* BEGIN Extracted entries *
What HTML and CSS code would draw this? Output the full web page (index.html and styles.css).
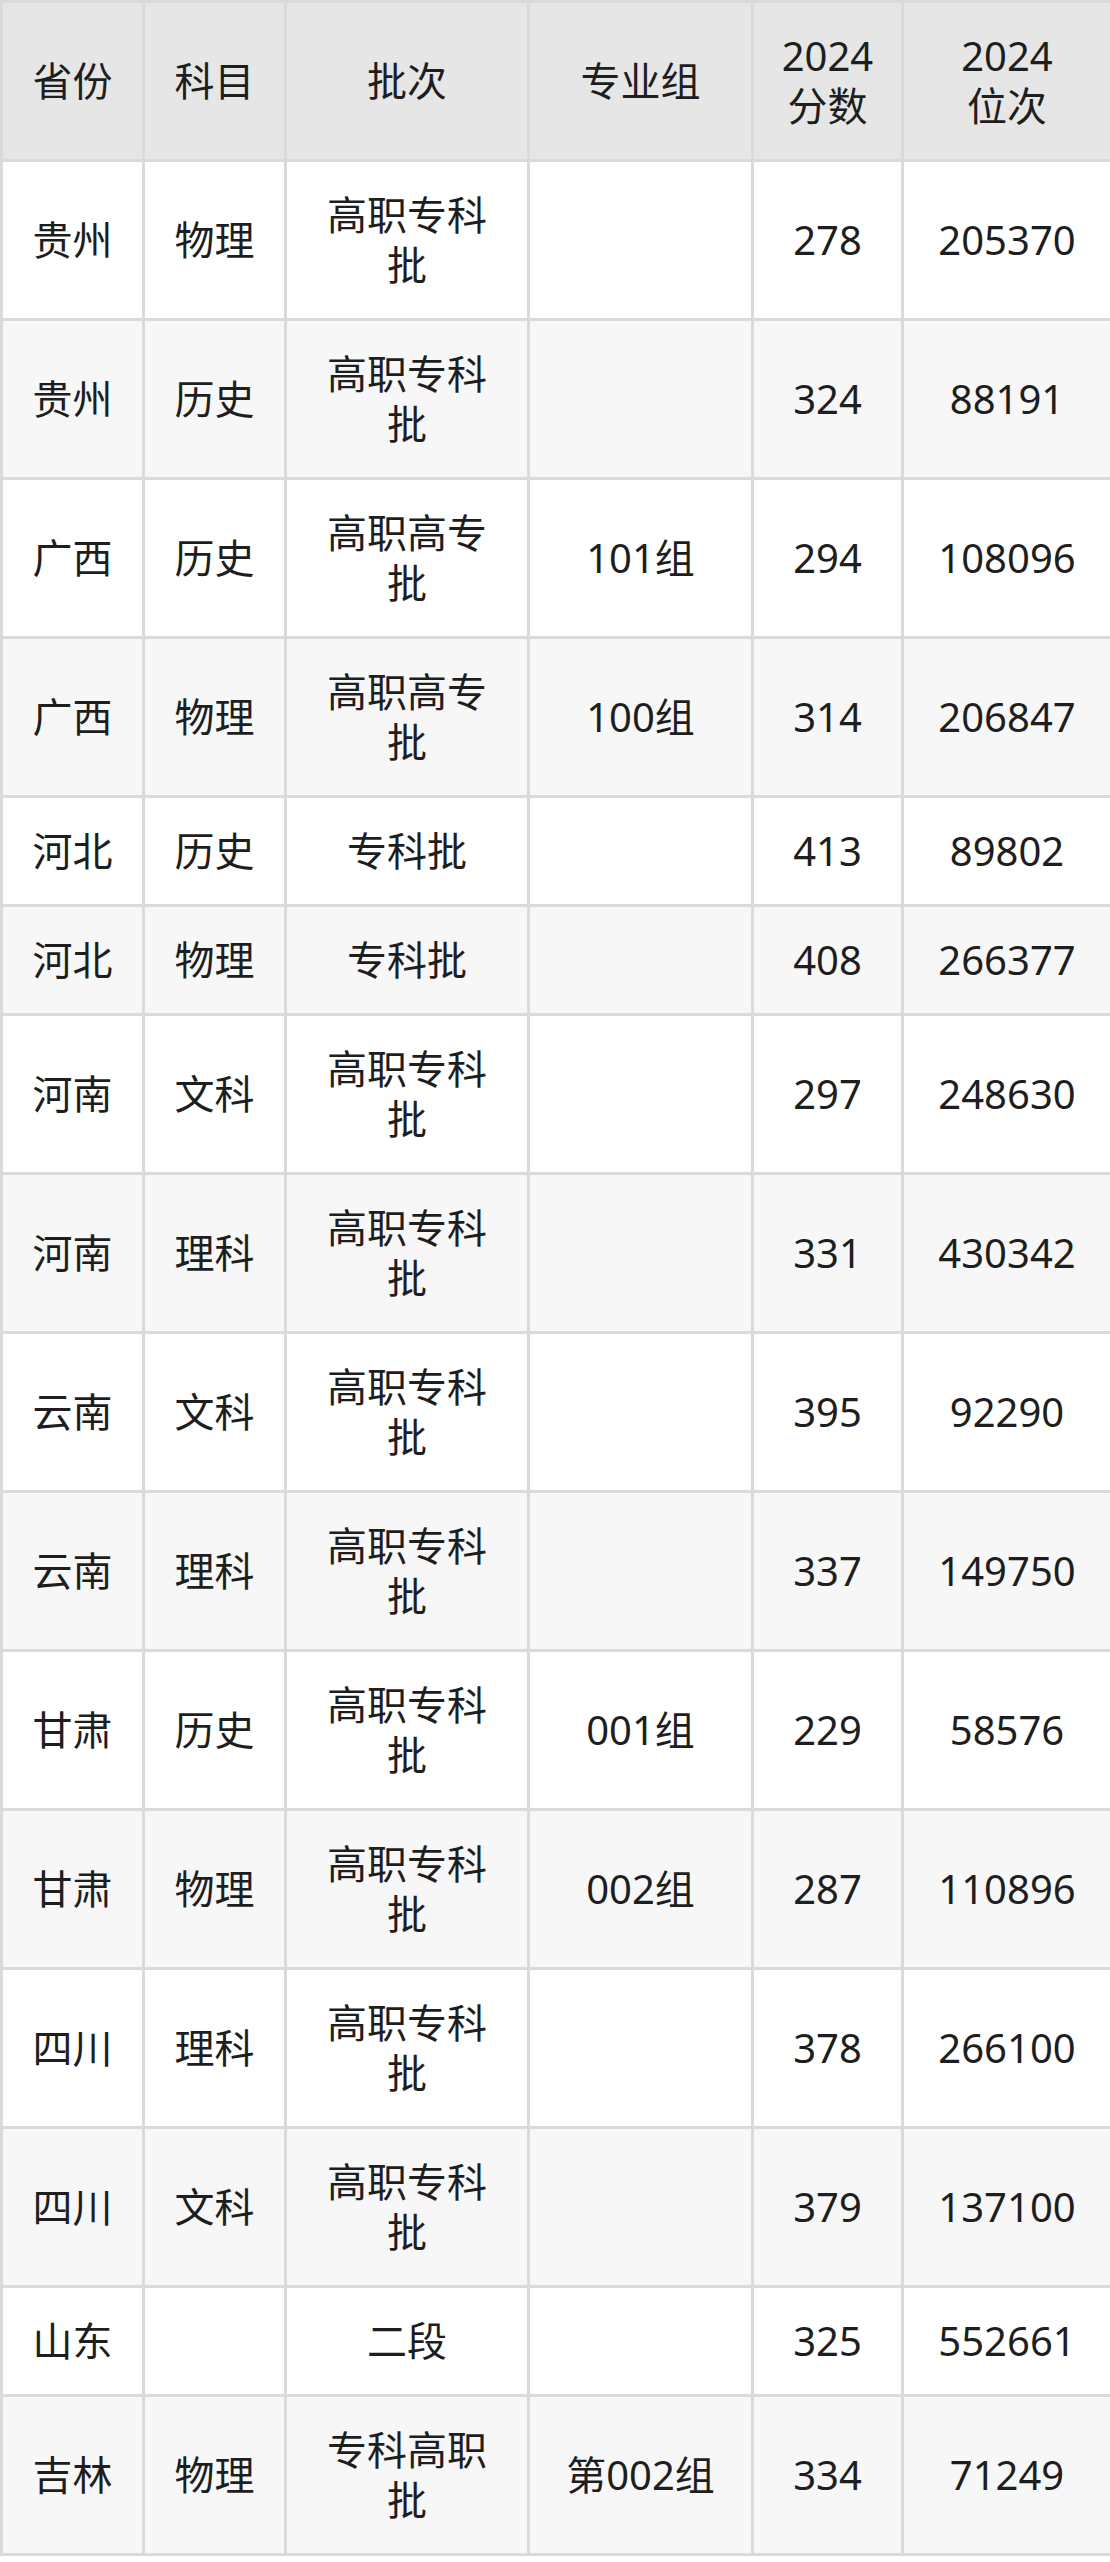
FILE: index.html
```html
<!DOCTYPE html>
<html lang="zh-CN">
<head>
<meta charset="utf-8">
<title>2024 分数位次</title>
<link rel="stylesheet" href="styles.css">
</head>
<body>
<table class="score-table">
  <colgroup>
    <col class="c-prov">
    <col class="c-subj">
    <col class="c-batch">
    <col class="c-group">
    <col class="c-score">
    <col class="c-rank">
  </colgroup>
  <thead>
    <tr>
      <th>省份</th><th>科目</th><th>批次</th><th>专业组</th><th>2024<br>分数</th><th>2024<br>位次</th>
    </tr>
  </thead>
  <tbody>
    <tr><td>贵州</td><td>物理</td><td>高职专科批</td><td></td><td>278</td><td>205370</td></tr>
    <tr><td>贵州</td><td>历史</td><td>高职专科批</td><td></td><td>324</td><td>88191</td></tr>
    <tr><td>广西</td><td>历史</td><td>高职高专批</td><td>101组</td><td>294</td><td>108096</td></tr>
    <tr><td>广西</td><td>物理</td><td>高职高专批</td><td>100组</td><td>314</td><td>206847</td></tr>
    <tr><td>河北</td><td>历史</td><td>专科批</td><td></td><td>413</td><td>89802</td></tr>
    <tr><td>河北</td><td>物理</td><td>专科批</td><td></td><td>408</td><td>266377</td></tr>
    <tr><td>河南</td><td>文科</td><td>高职专科批</td><td></td><td>297</td><td>248630</td></tr>
    <tr><td>河南</td><td>理科</td><td>高职专科批</td><td></td><td>331</td><td>430342</td></tr>
    <tr><td>云南</td><td>文科</td><td>高职专科批</td><td></td><td>395</td><td>92290</td></tr>
    <tr><td>云南</td><td>理科</td><td>高职专科批</td><td></td><td>337</td><td>149750</td></tr>
    <tr><td>甘肃</td><td>历史</td><td>高职专科批</td><td>001组</td><td>229</td><td>58576</td></tr>
    <tr><td>甘肃</td><td>物理</td><td>高职专科批</td><td>002组</td><td>287</td><td>110896</td></tr>
    <tr><td>四川</td><td>理科</td><td>高职专科批</td><td></td><td>378</td><td>266100</td></tr>
    <tr><td>四川</td><td>文科</td><td>高职专科批</td><td></td><td>379</td><td>137100</td></tr>
    <tr><td>山东</td><td></td><td>二段</td><td></td><td>325</td><td>552661</td></tr>
    <tr><td>吉林</td><td>物理</td><td>专科高职批</td><td>第002组</td><td>334</td><td>71249</td></tr>
  </tbody>
</table>
</body>
</html>
```
FILE: styles.css
```css
html, body {
  margin: 0;
  padding: 0;
  background: #ffffff;
}

.score-table {
  width: 1110px;
  table-layout: fixed;
  border-collapse: collapse;
  font-family: "Noto Sans", "Noto Sans CJK SC", sans-serif;
  font-size: 40px;
  line-height: 50px;
  color: #1e1e1e;
}

.c-prov { width: 142px; }
.c-subj { width: 142px; }
.c-batch { width: 243px; }
.c-group { width: 224px; }
.c-score { width: 150px; }
.c-rank { width: 209px; }

.score-table th,
.score-table td {
  border: 3px solid #dadada;
  padding: 28px 24px;
  text-align: center;
  vertical-align: middle;
  font-weight: normal;
}

.score-table thead th {
  background: #e6e6e6;
}

.score-table tbody tr:nth-child(even) td {
  background: #f7f7f7;
}
```
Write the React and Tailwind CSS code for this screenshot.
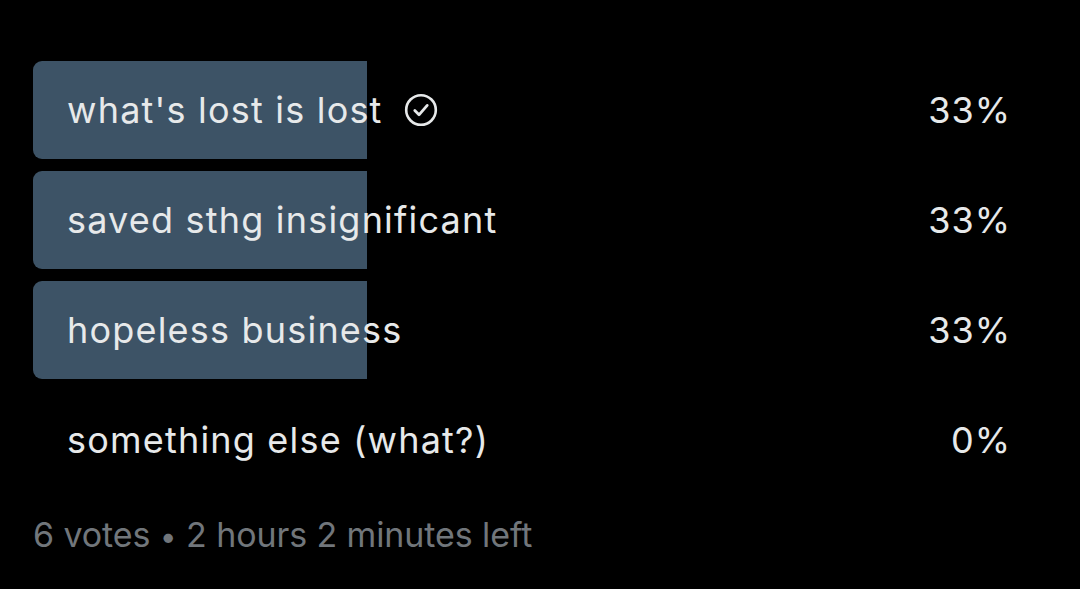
const options = [
  { label: "what's lost is lost", pct: 33, chosen: true },
  { label: 'saved sthg insignificant', pct: 33 },
  { label: 'hopeless business', pct: 33 },
  { label: 'something else (what?)', pct: 0 },
];

function CheckCircle() {
  return (
    <svg width="34" height="34" viewBox="0 0 34 34" fill="none" className="ml-[21px] shrink-0">
      <circle cx="17" cy="17" r="14.8" stroke="#e7e9ea" strokeWidth="2.6" />
      <path d="M10.8 17.6l4.2 4.2 8.2-9.4" stroke="#e7e9ea" strokeWidth="2.8" strokeLinecap="round" strokeLinejoin="round" />
    </svg>
  );
}

export default function App() {
  return (
    <div
      className="w-[1080px] h-[589px] overflow-hidden bg-black text-[#e7e9ea]"
      style={{ fontFamily: 'Inter, "Noto Sans", sans-serif' }}
    >
      <div className="pl-[33px] pr-[69px] pt-[61px]">
        <div className="flex flex-col gap-[12px]">
          {options.map((o) => (
            <div key={o.label} className="relative h-[98px] flex items-center">
              {o.pct > 0 && (
                <div className="absolute left-0 top-0 h-full w-[334px] bg-[#3d5366] rounded-l-[9px]" />
              )}
              <div className="relative flex-1 flex items-center pl-[34px] text-[36px] tracking-[1.2px]">
                <span>{o.label}</span>
                {o.chosen && <CheckCircle />}
              </div>
              <div className="relative text-[36px] tracking-[1px]">{o.pct}%</div>
            </div>
          ))}
        </div>
        <div className="mt-[20px] text-[34px] text-[#71767b] tracking-[-0.1px]">
          6 votes <span className="text-[30px]">•</span> 2 hours 2 minutes left
        </div>
      </div>
    </div>
  );
}
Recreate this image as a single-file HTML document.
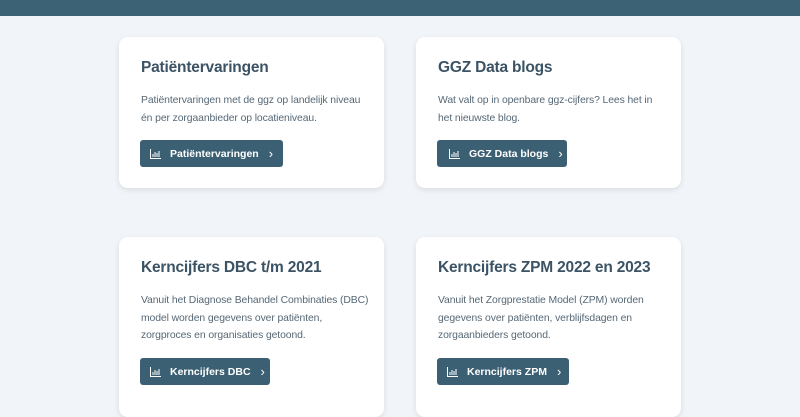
* END Extracted entries *
- **Work instructions**
Reproduce the material word for word. Any pictures should be left out of the copy.

- **Expected output**
What HTML and CSS code would draw this? Output the full web page (index.html and styles.css).
FILE: index.html
```html
<!DOCTYPE html>
<html lang="zh-CN">
<head>
<meta charset="utf-8">
<title>2024 分数位次</title>
<link rel="stylesheet" href="styles.css">
</head>
<body>
<table class="score-table">
  <colgroup>
    <col class="c-prov">
    <col class="c-subj">
    <col class="c-batch">
    <col class="c-group">
    <col class="c-score">
    <col class="c-rank">
  </colgroup>
  <thead>
    <tr>
      <th>省份</th><th>科目</th><th>批次</th><th>专业组</th><th>2024<br>分数</th><th>2024<br>位次</th>
    </tr>
  </thead>
  <tbody>
    <tr><td>贵州</td><td>物理</td><td>高职专科批</td><td></td><td>278</td><td>205370</td></tr>
    <tr><td>贵州</td><td>历史</td><td>高职专科批</td><td></td><td>324</td><td>88191</td></tr>
    <tr><td>广西</td><td>历史</td><td>高职高专批</td><td>101组</td><td>294</td><td>108096</td></tr>
    <tr><td>广西</td><td>物理</td><td>高职高专批</td><td>100组</td><td>314</td><td>206847</td></tr>
    <tr><td>河北</td><td>历史</td><td>专科批</td><td></td><td>413</td><td>89802</td></tr>
    <tr><td>河北</td><td>物理</td><td>专科批</td><td></td><td>408</td><td>266377</td></tr>
    <tr><td>河南</td><td>文科</td><td>高职专科批</td><td></td><td>297</td><td>248630</td></tr>
    <tr><td>河南</td><td>理科</td><td>高职专科批</td><td></td><td>331</td><td>430342</td></tr>
    <tr><td>云南</td><td>文科</td><td>高职专科批</td><td></td><td>395</td><td>92290</td></tr>
    <tr><td>云南</td><td>理科</td><td>高职专科批</td><td></td><td>337</td><td>149750</td></tr>
    <tr><td>甘肃</td><td>历史</td><td>高职专科批</td><td>001组</td><td>229</td><td>58576</td></tr>
    <tr><td>甘肃</td><td>物理</td><td>高职专科批</td><td>002组</td><td>287</td><td>110896</td></tr>
    <tr><td>四川</td><td>理科</td><td>高职专科批</td><td></td><td>378</td><td>266100</td></tr>
    <tr><td>四川</td><td>文科</td><td>高职专科批</td><td></td><td>379</td><td>137100</td></tr>
    <tr><td>山东</td><td></td><td>二段</td><td></td><td>325</td><td>552661</td></tr>
    <tr><td>吉林</td><td>物理</td><td>专科高职批</td><td>第002组</td><td>334</td><td>71249</td></tr>
  </tbody>
</table>
</body>
</html>
```
FILE: styles.css
```css
html, body {
  margin: 0;
  padding: 0;
  background: #ffffff;
}

.score-table {
  width: 1110px;
  table-layout: fixed;
  border-collapse: collapse;
  font-family: "Noto Sans", "Noto Sans CJK SC", sans-serif;
  font-size: 40px;
  line-height: 50px;
  color: #1e1e1e;
}

.c-prov { width: 142px; }
.c-subj { width: 142px; }
.c-batch { width: 243px; }
.c-group { width: 224px; }
.c-score { width: 150px; }
.c-rank { width: 209px; }

.score-table th,
.score-table td {
  border: 3px solid #dadada;
  padding: 28px 24px;
  text-align: center;
  vertical-align: middle;
  font-weight: normal;
}

.score-table thead th {
  background: #e6e6e6;
}

.score-table tbody tr:nth-child(even) td {
  background: #f7f7f7;
}
```
Write the React and Tailwind CSS code for this screenshot.
const options = [
  { label: "what's lost is lost", pct: 33, chosen: true },
  { label: 'saved sthg insignificant', pct: 33 },
  { label: 'hopeless business', pct: 33 },
  { label: 'something else (what?)', pct: 0 },
];

function CheckCircle() {
  return (
    <svg width="34" height="34" viewBox="0 0 34 34" fill="none" className="ml-[21px] shrink-0">
      <circle cx="17" cy="17" r="14.8" stroke="#e7e9ea" strokeWidth="2.6" />
      <path d="M10.8 17.6l4.2 4.2 8.2-9.4" stroke="#e7e9ea" strokeWidth="2.8" strokeLinecap="round" strokeLinejoin="round" />
    </svg>
  );
}

export default function App() {
  return (
    <div
      className="w-[1080px] h-[589px] overflow-hidden bg-black text-[#e7e9ea]"
      style={{ fontFamily: 'Inter, "Noto Sans", sans-serif' }}
    >
      <div className="pl-[33px] pr-[69px] pt-[61px]">
        <div className="flex flex-col gap-[12px]">
          {options.map((o) => (
            <div key={o.label} className="relative h-[98px] flex items-center">
              {o.pct > 0 && (
                <div className="absolute left-0 top-0 h-full w-[334px] bg-[#3d5366] rounded-l-[9px]" />
              )}
              <div className="relative flex-1 flex items-center pl-[34px] text-[36px] tracking-[1.2px]">
                <span>{o.label}</span>
                {o.chosen && <CheckCircle />}
              </div>
              <div className="relative text-[36px] tracking-[1px]">{o.pct}%</div>
            </div>
          ))}
        </div>
        <div className="mt-[20px] text-[34px] text-[#71767b] tracking-[-0.1px]">
          6 votes <span className="text-[30px]">•</span> 2 hours 2 minutes left
        </div>
      </div>
    </div>
  );
}
Recreate this image as a single-file HTML document.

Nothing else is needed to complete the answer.